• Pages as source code
───
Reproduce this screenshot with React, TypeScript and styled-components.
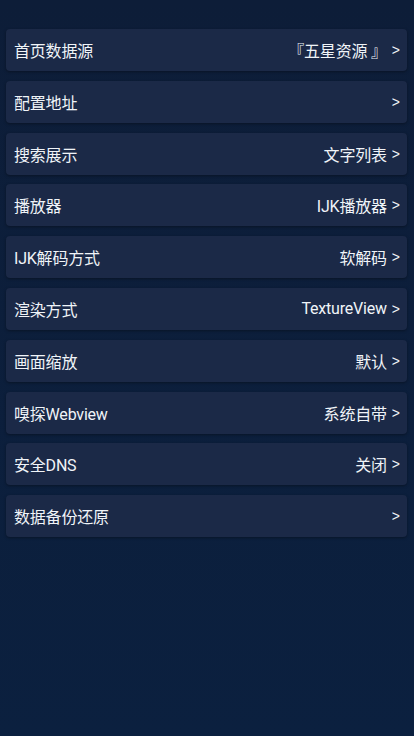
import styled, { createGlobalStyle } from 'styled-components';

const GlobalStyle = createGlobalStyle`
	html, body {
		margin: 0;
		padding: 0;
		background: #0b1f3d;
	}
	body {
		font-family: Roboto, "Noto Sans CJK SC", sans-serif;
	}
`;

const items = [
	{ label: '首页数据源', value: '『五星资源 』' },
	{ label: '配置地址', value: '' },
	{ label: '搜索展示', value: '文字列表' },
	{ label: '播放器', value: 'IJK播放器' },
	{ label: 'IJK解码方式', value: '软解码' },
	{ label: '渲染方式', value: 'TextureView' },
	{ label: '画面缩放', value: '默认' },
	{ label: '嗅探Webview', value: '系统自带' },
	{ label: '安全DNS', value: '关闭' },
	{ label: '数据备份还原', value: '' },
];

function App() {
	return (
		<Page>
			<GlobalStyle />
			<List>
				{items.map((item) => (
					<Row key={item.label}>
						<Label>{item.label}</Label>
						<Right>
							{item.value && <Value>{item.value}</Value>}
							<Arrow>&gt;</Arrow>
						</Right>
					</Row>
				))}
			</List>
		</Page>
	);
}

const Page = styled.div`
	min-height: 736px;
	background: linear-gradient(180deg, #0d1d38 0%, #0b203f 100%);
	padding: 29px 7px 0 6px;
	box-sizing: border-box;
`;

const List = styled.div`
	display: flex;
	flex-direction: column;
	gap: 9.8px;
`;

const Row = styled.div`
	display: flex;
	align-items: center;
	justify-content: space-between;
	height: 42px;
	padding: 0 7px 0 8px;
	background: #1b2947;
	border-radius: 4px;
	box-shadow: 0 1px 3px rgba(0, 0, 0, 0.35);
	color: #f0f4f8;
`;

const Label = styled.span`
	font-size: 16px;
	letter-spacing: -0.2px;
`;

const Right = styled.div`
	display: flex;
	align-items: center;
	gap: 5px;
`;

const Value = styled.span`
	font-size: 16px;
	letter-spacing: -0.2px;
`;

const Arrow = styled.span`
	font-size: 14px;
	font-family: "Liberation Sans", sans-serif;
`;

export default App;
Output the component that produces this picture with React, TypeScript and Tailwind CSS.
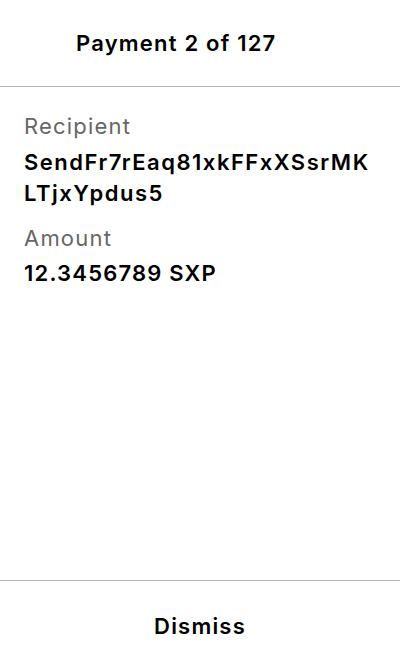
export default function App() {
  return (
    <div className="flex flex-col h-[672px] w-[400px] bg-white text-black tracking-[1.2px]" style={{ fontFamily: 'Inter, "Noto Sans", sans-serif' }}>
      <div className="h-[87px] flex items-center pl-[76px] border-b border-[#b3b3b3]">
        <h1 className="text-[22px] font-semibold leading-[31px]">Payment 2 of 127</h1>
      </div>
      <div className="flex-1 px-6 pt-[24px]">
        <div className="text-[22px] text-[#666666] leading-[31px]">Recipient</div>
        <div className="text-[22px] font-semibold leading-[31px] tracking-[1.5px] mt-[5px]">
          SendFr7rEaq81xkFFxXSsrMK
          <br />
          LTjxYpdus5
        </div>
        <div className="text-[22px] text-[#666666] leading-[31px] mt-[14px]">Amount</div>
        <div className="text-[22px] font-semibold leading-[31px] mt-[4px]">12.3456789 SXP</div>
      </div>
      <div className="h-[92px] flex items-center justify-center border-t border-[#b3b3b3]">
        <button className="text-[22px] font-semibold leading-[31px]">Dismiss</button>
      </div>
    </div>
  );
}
───
Return all lines with the word "TypeScript" in them.

Reproduce this screenshot with React, TypeScript and styled-components.
Output the component that produces this picture with React, TypeScript and Tailwind CSS.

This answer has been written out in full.